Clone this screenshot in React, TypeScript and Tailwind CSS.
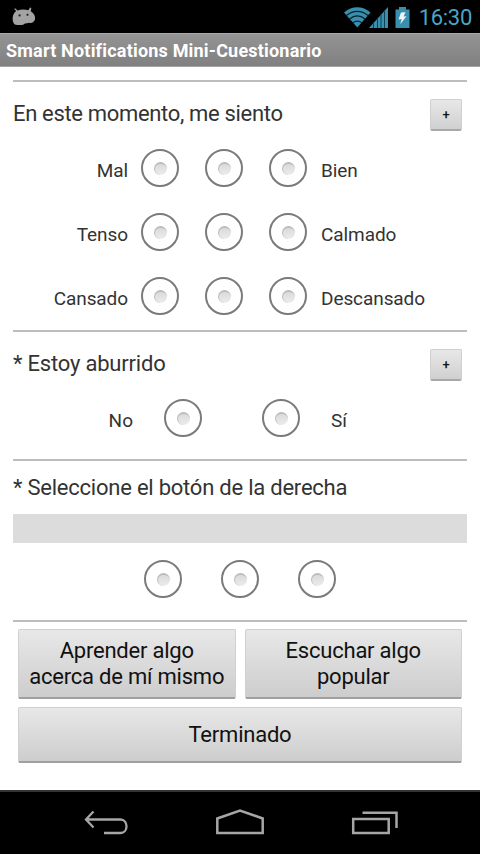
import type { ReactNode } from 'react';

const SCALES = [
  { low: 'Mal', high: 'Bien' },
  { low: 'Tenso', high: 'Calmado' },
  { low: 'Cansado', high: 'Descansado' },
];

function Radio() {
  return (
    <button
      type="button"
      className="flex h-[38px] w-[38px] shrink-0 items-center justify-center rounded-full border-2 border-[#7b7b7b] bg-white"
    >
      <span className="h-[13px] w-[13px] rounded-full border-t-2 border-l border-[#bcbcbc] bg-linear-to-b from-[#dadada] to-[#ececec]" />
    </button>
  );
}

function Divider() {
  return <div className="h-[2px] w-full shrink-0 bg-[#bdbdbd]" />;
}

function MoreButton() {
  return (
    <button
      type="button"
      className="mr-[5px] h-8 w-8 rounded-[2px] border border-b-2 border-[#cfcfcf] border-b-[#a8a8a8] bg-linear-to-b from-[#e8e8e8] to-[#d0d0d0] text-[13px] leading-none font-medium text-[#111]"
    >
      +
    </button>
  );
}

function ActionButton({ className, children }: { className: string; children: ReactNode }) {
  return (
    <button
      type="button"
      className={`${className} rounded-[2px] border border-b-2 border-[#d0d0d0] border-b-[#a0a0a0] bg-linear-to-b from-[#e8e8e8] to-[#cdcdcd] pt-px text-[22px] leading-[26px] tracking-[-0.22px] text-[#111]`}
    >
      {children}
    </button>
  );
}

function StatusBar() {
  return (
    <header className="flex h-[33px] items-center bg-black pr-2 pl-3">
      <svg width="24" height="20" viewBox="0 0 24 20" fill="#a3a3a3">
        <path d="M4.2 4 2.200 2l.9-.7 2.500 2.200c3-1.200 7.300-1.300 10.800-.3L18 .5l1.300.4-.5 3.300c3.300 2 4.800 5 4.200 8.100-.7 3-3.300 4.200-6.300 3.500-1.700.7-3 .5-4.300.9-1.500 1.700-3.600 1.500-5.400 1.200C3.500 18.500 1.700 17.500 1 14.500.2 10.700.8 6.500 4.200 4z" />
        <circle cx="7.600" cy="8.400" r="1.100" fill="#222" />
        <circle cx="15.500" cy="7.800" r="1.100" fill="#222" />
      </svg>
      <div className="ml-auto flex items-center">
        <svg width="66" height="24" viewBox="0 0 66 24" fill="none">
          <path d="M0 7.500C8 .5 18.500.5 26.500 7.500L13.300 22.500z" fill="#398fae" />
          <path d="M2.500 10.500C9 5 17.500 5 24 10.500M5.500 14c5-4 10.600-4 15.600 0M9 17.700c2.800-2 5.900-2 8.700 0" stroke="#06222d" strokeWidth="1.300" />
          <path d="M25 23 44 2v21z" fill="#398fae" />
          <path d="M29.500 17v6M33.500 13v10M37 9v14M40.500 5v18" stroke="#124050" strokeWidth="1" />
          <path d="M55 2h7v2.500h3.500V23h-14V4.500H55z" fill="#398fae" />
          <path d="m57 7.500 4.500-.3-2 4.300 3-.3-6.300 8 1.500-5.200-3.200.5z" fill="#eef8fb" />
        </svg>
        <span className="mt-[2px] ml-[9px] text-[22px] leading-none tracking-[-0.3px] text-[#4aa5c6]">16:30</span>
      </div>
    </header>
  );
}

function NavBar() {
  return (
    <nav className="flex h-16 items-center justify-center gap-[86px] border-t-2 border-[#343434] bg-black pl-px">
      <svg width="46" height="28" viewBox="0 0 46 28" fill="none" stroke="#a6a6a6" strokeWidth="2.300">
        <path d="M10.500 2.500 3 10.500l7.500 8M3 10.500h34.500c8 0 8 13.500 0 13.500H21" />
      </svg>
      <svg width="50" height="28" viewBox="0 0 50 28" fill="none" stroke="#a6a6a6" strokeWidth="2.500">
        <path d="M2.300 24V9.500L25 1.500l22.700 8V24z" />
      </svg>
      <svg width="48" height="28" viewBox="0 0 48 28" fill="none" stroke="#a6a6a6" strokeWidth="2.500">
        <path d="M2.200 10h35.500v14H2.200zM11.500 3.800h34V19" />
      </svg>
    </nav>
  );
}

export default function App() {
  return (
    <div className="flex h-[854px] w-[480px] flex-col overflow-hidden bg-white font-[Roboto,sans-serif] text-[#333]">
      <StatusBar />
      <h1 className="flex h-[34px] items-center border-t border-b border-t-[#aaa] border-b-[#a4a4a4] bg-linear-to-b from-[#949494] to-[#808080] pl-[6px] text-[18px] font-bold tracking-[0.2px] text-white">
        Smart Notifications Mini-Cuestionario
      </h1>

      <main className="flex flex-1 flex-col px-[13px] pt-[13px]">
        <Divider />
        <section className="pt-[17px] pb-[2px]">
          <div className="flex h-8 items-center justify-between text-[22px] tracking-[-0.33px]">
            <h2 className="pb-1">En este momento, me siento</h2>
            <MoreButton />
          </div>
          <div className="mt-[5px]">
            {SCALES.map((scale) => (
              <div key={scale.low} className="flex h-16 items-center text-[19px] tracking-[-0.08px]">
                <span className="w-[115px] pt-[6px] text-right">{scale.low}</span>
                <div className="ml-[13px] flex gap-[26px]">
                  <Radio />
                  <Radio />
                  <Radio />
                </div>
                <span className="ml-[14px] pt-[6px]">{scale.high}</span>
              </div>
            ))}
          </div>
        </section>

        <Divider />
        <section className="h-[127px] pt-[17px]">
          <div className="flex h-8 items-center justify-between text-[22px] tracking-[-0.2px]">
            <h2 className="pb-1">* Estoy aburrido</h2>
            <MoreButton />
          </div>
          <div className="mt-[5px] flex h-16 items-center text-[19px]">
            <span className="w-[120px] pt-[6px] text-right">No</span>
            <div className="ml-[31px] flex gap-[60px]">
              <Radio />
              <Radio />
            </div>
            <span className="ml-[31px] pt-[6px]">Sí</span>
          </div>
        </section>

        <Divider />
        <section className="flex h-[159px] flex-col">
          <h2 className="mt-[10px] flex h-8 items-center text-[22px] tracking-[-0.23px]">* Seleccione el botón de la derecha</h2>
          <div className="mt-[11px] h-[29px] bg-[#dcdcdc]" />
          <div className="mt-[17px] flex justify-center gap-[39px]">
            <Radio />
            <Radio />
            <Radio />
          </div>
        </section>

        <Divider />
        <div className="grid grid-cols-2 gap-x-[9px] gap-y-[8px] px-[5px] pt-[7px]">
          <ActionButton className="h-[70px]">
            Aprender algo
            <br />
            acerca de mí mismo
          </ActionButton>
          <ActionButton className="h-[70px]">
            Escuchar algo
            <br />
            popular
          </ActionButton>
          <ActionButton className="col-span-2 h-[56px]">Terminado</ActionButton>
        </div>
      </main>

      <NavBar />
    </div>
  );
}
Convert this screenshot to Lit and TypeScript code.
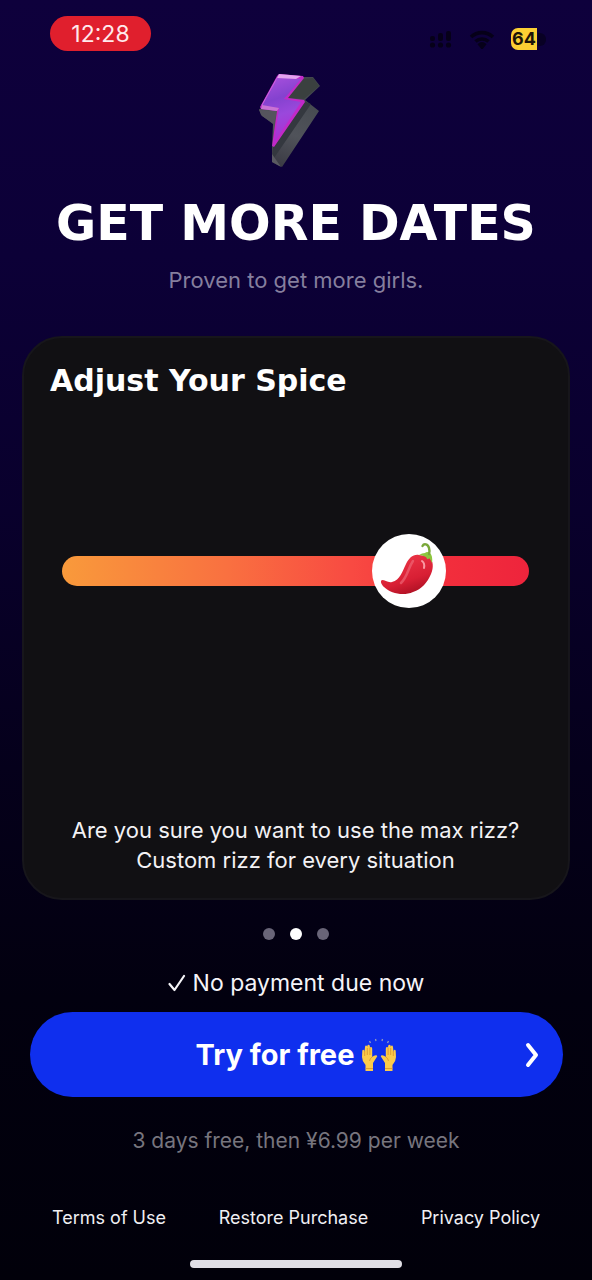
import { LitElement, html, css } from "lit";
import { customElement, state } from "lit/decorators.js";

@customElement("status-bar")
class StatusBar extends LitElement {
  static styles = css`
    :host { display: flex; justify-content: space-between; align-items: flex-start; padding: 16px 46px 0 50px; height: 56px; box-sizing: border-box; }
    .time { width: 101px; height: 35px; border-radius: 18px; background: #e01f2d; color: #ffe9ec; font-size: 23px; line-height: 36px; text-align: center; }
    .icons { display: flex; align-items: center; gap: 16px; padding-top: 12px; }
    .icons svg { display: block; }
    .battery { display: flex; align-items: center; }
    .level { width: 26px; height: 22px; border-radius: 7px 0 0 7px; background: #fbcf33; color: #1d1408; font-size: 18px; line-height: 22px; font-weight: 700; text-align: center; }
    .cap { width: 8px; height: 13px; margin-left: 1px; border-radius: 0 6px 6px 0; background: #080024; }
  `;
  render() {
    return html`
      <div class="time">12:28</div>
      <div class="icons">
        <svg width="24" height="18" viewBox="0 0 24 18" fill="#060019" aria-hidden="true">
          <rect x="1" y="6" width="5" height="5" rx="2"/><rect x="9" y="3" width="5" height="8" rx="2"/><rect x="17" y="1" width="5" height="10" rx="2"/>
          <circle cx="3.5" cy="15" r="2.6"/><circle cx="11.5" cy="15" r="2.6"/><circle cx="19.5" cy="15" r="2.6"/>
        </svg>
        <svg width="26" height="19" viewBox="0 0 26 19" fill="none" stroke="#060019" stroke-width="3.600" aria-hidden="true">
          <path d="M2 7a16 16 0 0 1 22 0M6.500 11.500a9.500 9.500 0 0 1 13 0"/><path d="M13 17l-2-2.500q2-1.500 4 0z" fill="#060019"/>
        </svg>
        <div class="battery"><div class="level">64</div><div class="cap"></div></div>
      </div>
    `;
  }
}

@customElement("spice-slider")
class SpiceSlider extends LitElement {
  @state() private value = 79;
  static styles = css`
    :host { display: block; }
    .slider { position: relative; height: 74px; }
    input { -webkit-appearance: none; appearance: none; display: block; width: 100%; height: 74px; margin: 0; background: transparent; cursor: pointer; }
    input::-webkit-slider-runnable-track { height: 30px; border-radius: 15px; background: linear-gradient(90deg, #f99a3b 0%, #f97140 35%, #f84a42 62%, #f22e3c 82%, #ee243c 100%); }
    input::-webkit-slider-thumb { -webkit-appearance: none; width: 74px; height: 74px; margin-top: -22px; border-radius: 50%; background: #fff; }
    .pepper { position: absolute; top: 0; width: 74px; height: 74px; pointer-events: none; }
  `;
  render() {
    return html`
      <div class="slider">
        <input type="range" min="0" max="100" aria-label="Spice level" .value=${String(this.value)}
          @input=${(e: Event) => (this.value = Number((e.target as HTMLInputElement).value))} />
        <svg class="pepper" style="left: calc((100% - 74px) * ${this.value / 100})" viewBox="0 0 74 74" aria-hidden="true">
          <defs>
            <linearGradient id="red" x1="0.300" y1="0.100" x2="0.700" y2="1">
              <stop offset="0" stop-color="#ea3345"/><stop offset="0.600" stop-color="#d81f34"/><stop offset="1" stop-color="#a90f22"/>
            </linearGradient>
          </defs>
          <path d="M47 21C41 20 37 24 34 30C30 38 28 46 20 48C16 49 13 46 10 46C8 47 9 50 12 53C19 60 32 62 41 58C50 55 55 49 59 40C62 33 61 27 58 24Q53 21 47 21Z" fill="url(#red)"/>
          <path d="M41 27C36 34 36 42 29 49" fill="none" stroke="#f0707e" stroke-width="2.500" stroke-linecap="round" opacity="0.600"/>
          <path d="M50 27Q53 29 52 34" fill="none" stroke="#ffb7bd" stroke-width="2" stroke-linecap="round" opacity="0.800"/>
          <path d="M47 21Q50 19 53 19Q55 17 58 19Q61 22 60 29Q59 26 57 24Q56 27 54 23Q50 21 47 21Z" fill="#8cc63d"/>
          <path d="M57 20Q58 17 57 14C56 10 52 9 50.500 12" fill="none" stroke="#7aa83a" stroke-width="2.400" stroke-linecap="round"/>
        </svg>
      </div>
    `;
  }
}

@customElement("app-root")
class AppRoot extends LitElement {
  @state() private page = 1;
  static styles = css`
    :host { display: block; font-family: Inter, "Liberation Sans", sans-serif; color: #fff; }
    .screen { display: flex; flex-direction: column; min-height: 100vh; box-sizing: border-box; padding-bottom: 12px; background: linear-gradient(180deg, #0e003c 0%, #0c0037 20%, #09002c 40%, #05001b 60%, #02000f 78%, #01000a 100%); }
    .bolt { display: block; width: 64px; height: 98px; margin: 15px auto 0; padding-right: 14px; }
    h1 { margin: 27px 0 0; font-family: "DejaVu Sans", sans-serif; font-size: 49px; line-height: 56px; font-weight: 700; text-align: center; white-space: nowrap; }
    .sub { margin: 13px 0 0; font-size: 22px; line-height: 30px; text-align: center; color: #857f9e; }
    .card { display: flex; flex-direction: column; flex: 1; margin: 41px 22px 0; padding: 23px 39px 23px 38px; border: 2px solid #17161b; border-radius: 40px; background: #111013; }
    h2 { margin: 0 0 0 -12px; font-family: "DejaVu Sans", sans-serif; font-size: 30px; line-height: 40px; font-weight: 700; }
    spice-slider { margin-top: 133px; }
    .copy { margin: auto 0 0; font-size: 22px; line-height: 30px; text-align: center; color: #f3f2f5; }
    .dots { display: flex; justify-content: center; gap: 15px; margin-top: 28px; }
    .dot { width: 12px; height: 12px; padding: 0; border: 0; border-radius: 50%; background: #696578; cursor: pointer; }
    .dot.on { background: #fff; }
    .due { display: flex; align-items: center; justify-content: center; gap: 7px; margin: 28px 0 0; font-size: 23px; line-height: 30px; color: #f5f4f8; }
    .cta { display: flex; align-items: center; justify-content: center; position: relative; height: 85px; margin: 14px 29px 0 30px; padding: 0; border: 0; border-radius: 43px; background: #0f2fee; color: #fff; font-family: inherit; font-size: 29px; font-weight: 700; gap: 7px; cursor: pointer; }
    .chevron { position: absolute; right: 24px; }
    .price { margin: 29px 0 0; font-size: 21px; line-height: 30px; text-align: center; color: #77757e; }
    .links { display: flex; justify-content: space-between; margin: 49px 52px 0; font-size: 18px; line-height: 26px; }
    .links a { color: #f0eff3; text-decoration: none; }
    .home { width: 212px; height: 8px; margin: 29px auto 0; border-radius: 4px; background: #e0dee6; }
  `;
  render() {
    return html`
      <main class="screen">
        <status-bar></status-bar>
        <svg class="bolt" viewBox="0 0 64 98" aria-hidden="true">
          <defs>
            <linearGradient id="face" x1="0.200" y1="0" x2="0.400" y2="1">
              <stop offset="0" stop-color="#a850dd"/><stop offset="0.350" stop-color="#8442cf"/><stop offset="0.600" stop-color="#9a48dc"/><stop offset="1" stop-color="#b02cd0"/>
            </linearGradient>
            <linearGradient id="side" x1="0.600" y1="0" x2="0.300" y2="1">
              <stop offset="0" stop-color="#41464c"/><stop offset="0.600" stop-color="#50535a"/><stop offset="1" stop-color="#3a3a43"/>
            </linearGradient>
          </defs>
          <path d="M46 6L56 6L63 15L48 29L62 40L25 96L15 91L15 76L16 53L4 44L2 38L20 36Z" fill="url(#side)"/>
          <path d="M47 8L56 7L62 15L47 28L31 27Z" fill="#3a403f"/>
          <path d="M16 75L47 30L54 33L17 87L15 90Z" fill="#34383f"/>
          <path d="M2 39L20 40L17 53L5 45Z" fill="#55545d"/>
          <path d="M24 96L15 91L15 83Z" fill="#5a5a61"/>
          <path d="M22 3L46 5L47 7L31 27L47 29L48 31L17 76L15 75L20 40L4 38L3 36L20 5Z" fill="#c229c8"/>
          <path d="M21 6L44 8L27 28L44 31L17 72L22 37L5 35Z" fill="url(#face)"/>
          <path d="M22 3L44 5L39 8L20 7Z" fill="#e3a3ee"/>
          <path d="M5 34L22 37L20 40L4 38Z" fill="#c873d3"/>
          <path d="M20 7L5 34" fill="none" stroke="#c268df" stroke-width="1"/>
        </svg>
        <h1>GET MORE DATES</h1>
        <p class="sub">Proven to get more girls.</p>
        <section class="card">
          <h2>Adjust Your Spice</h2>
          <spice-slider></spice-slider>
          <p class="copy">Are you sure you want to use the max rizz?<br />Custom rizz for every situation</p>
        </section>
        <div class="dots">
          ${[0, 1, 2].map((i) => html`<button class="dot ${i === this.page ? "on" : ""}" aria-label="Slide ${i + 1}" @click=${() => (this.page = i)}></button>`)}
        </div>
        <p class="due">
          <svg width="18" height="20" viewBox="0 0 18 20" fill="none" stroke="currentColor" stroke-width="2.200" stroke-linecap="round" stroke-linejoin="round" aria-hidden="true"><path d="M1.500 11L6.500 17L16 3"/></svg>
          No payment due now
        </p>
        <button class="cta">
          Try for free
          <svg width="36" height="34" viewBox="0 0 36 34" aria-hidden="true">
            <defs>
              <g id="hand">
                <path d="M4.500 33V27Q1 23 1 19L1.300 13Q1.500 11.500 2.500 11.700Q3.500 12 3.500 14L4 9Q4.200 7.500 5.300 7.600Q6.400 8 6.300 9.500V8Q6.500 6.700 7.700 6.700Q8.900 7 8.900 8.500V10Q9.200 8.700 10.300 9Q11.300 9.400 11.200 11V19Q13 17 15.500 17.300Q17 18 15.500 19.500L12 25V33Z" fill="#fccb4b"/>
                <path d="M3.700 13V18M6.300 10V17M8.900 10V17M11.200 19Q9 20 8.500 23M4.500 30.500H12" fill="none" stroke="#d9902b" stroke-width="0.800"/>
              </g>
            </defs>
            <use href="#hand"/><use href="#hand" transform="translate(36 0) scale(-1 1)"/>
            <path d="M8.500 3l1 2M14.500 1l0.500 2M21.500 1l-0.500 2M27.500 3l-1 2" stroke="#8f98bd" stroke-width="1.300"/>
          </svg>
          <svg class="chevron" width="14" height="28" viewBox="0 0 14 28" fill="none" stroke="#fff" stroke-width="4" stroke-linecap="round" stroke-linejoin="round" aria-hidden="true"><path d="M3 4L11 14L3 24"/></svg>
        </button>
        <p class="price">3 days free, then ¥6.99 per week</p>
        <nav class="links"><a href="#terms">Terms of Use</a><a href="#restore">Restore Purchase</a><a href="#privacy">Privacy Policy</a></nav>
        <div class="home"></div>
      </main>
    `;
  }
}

★ ★ ★

Description of the task
Looking at the listing above, how many of its lines contain the string "TypeScript"? Give the number alone.

Answer to the problem
2